··· DATASET CONTENT

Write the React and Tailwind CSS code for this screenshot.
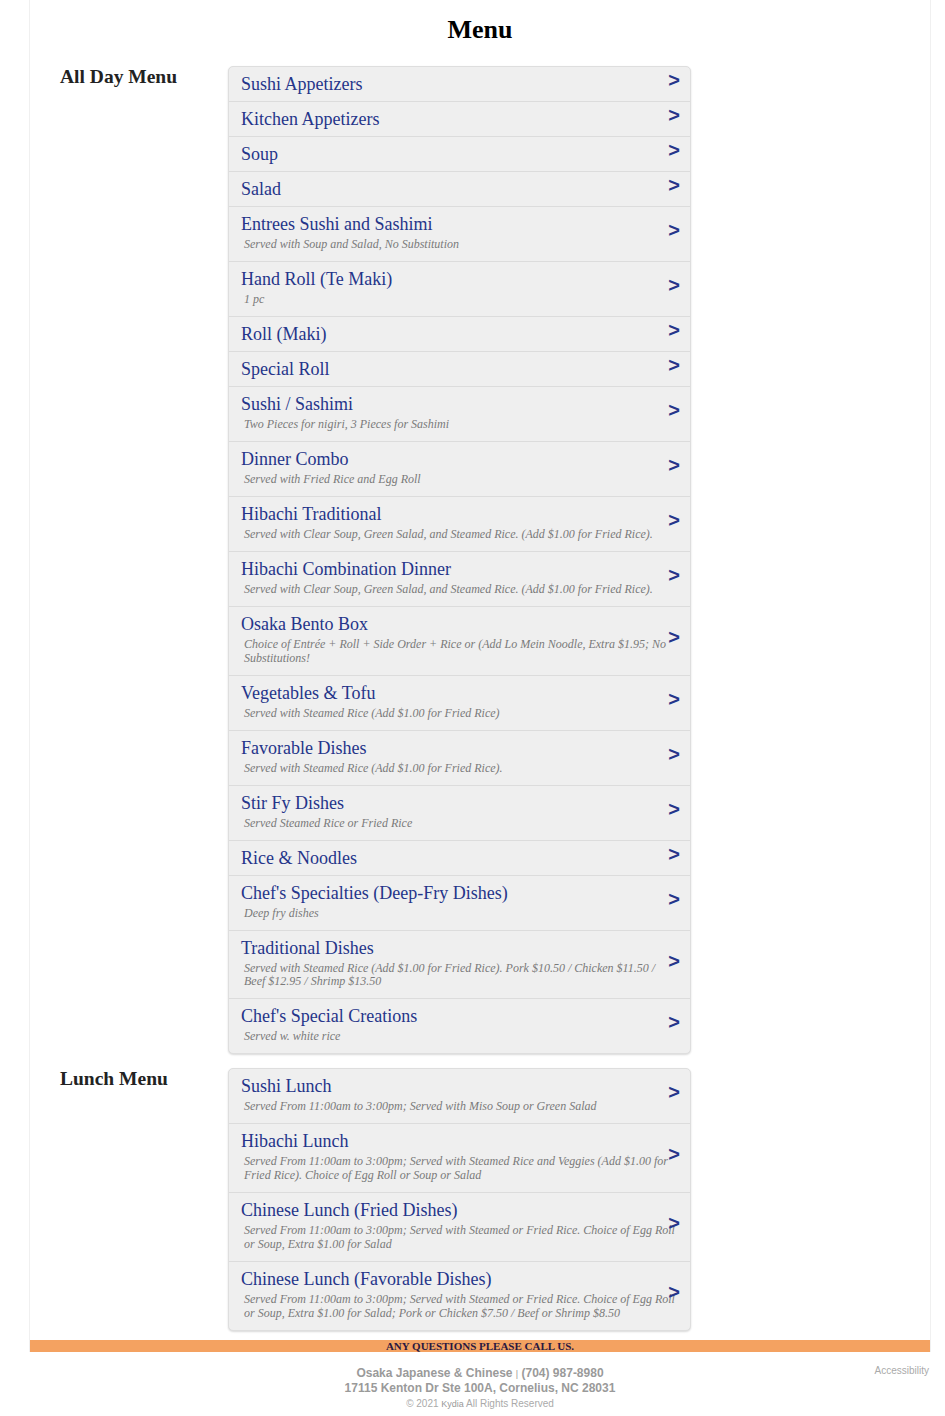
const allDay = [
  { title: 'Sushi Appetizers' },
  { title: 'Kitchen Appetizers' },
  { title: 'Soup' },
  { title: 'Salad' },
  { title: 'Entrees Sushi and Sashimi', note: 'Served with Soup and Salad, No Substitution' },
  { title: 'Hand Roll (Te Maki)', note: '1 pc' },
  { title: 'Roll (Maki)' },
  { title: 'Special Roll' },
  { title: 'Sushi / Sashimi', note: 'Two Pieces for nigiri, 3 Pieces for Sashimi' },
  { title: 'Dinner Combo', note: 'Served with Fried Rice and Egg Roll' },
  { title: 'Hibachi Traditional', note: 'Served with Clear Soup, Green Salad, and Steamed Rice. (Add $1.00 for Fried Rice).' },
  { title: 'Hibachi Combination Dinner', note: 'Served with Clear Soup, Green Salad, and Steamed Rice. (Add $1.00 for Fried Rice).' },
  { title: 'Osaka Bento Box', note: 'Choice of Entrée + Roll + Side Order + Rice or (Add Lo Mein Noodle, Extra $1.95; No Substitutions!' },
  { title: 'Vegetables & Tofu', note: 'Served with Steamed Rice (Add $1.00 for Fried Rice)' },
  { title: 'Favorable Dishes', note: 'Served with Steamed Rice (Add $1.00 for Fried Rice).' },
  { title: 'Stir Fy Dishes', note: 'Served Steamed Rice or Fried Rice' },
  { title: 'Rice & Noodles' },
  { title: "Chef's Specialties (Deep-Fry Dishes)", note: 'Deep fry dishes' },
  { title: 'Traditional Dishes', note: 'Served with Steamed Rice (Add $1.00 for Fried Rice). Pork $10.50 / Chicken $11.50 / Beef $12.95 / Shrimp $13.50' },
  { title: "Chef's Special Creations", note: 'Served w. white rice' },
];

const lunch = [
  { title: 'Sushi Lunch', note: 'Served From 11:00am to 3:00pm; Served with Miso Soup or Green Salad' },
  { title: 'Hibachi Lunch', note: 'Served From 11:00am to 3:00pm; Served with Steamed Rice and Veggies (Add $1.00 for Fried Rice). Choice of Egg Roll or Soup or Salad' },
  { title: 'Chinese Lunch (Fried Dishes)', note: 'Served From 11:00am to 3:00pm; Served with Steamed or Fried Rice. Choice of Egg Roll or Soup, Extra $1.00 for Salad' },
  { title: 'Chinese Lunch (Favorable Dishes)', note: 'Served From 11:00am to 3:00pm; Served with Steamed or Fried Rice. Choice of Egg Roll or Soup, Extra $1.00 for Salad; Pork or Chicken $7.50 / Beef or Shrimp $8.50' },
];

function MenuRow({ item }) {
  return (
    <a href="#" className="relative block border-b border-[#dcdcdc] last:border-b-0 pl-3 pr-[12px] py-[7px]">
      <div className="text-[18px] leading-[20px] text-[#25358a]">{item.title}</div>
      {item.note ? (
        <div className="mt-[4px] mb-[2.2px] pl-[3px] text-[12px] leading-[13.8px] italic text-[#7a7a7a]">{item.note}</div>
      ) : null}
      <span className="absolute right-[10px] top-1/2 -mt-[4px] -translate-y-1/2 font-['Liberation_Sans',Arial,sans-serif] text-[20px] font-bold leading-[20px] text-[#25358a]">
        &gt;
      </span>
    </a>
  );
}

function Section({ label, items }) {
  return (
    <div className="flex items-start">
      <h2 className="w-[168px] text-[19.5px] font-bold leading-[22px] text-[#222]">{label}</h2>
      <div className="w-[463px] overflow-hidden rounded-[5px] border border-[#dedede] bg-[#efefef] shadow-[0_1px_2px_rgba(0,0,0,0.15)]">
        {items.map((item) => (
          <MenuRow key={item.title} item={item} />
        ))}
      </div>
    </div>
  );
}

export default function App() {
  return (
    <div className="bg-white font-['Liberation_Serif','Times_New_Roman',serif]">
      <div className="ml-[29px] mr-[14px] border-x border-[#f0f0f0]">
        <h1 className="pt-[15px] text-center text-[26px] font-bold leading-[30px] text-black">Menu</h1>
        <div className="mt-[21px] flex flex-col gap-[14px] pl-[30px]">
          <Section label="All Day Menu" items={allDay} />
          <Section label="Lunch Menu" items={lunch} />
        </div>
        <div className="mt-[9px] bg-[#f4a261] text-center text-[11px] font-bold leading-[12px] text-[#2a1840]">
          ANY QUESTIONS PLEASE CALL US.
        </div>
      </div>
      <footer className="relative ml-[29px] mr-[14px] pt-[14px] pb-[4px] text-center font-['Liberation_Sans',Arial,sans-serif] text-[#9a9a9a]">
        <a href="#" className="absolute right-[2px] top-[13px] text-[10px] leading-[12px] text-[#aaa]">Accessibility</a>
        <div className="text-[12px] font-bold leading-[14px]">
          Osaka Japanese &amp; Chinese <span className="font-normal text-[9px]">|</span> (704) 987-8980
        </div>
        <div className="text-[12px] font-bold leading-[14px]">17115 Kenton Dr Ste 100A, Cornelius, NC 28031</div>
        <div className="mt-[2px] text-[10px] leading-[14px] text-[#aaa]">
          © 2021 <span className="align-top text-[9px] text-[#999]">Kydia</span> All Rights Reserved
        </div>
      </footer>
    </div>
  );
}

······

▶ _WHAT THE EXERCISE ASKS_
Using the material above, return every line exactly as it appears, minus the pictures.

▶ _PROBLEM SOLUTION_
Write the React and Tailwind CSS code for this screenshot.
const allDay = [
  { title: 'Sushi Appetizers' },
  { title: 'Kitchen Appetizers' },
  { title: 'Soup' },
  { title: 'Salad' },
  { title: 'Entrees Sushi and Sashimi', note: 'Served with Soup and Salad, No Substitution' },
  { title: 'Hand Roll (Te Maki)', note: '1 pc' },
  { title: 'Roll (Maki)' },
  { title: 'Special Roll' },
  { title: 'Sushi / Sashimi', note: 'Two Pieces for nigiri, 3 Pieces for Sashimi' },
  { title: 'Dinner Combo', note: 'Served with Fried Rice and Egg Roll' },
  { title: 'Hibachi Traditional', note: 'Served with Clear Soup, Green Salad, and Steamed Rice. (Add $1.00 for Fried Rice).' },
  { title: 'Hibachi Combination Dinner', note: 'Served with Clear Soup, Green Salad, and Steamed Rice. (Add $1.00 for Fried Rice).' },
  { title: 'Osaka Bento Box', note: 'Choice of Entrée + Roll + Side Order + Rice or (Add Lo Mein Noodle, Extra $1.95; No Substitutions!' },
  { title: 'Vegetables & Tofu', note: 'Served with Steamed Rice (Add $1.00 for Fried Rice)' },
  { title: 'Favorable Dishes', note: 'Served with Steamed Rice (Add $1.00 for Fried Rice).' },
  { title: 'Stir Fy Dishes', note: 'Served Steamed Rice or Fried Rice' },
  { title: 'Rice & Noodles' },
  { title: "Chef's Specialties (Deep-Fry Dishes)", note: 'Deep fry dishes' },
  { title: 'Traditional Dishes', note: 'Served with Steamed Rice (Add $1.00 for Fried Rice). Pork $10.50 / Chicken $11.50 / Beef $12.95 / Shrimp $13.50' },
  { title: "Chef's Special Creations", note: 'Served w. white rice' },
];

const lunch = [
  { title: 'Sushi Lunch', note: 'Served From 11:00am to 3:00pm; Served with Miso Soup or Green Salad' },
  { title: 'Hibachi Lunch', note: 'Served From 11:00am to 3:00pm; Served with Steamed Rice and Veggies (Add $1.00 for Fried Rice). Choice of Egg Roll or Soup or Salad' },
  { title: 'Chinese Lunch (Fried Dishes)', note: 'Served From 11:00am to 3:00pm; Served with Steamed or Fried Rice. Choice of Egg Roll or Soup, Extra $1.00 for Salad' },
  { title: 'Chinese Lunch (Favorable Dishes)', note: 'Served From 11:00am to 3:00pm; Served with Steamed or Fried Rice. Choice of Egg Roll or Soup, Extra $1.00 for Salad; Pork or Chicken $7.50 / Beef or Shrimp $8.50' },
];

function MenuRow({ item }) {
  return (
    <a href="#" className="relative block border-b border-[#dcdcdc] last:border-b-0 pl-3 pr-[12px] py-[7px]">
      <div className="text-[18px] leading-[20px] text-[#25358a]">{item.title}</div>
      {item.note ? (
        <div className="mt-[4px] mb-[2.2px] pl-[3px] text-[12px] leading-[13.8px] italic text-[#7a7a7a]">{item.note}</div>
      ) : null}
      <span className="absolute right-[10px] top-1/2 -mt-[4px] -translate-y-1/2 font-['Liberation_Sans',Arial,sans-serif] text-[20px] font-bold leading-[20px] text-[#25358a]">
        &gt;
      </span>
    </a>
  );
}

function Section({ label, items }) {
  return (
    <div className="flex items-start">
      <h2 className="w-[168px] text-[19.5px] font-bold leading-[22px] text-[#222]">{label}</h2>
      <div className="w-[463px] overflow-hidden rounded-[5px] border border-[#dedede] bg-[#efefef] shadow-[0_1px_2px_rgba(0,0,0,0.15)]">
        {items.map((item) => (
          <MenuRow key={item.title} item={item} />
        ))}
      </div>
    </div>
  );
}

export default function App() {
  return (
    <div className="bg-white font-['Liberation_Serif','Times_New_Roman',serif]">
      <div className="ml-[29px] mr-[14px] border-x border-[#f0f0f0]">
        <h1 className="pt-[15px] text-center text-[26px] font-bold leading-[30px] text-black">Menu</h1>
        <div className="mt-[21px] flex flex-col gap-[14px] pl-[30px]">
          <Section label="All Day Menu" items={allDay} />
          <Section label="Lunch Menu" items={lunch} />
        </div>
        <div className="mt-[9px] bg-[#f4a261] text-center text-[11px] font-bold leading-[12px] text-[#2a1840]">
          ANY QUESTIONS PLEASE CALL US.
        </div>
      </div>
      <footer className="relative ml-[29px] mr-[14px] pt-[14px] pb-[4px] text-center font-['Liberation_Sans',Arial,sans-serif] text-[#9a9a9a]">
        <a href="#" className="absolute right-[2px] top-[13px] text-[10px] leading-[12px] text-[#aaa]">Accessibility</a>
        <div className="text-[12px] font-bold leading-[14px]">
          Osaka Japanese &amp; Chinese <span className="font-normal text-[9px]">|</span> (704) 987-8980
        </div>
        <div className="text-[12px] font-bold leading-[14px]">17115 Kenton Dr Ste 100A, Cornelius, NC 28031</div>
        <div className="mt-[2px] text-[10px] leading-[14px] text-[#aaa]">
          © 2021 <span className="align-top text-[9px] text-[#999]">Kydia</span> All Rights Reserved
        </div>
      </footer>
    </div>
  );
}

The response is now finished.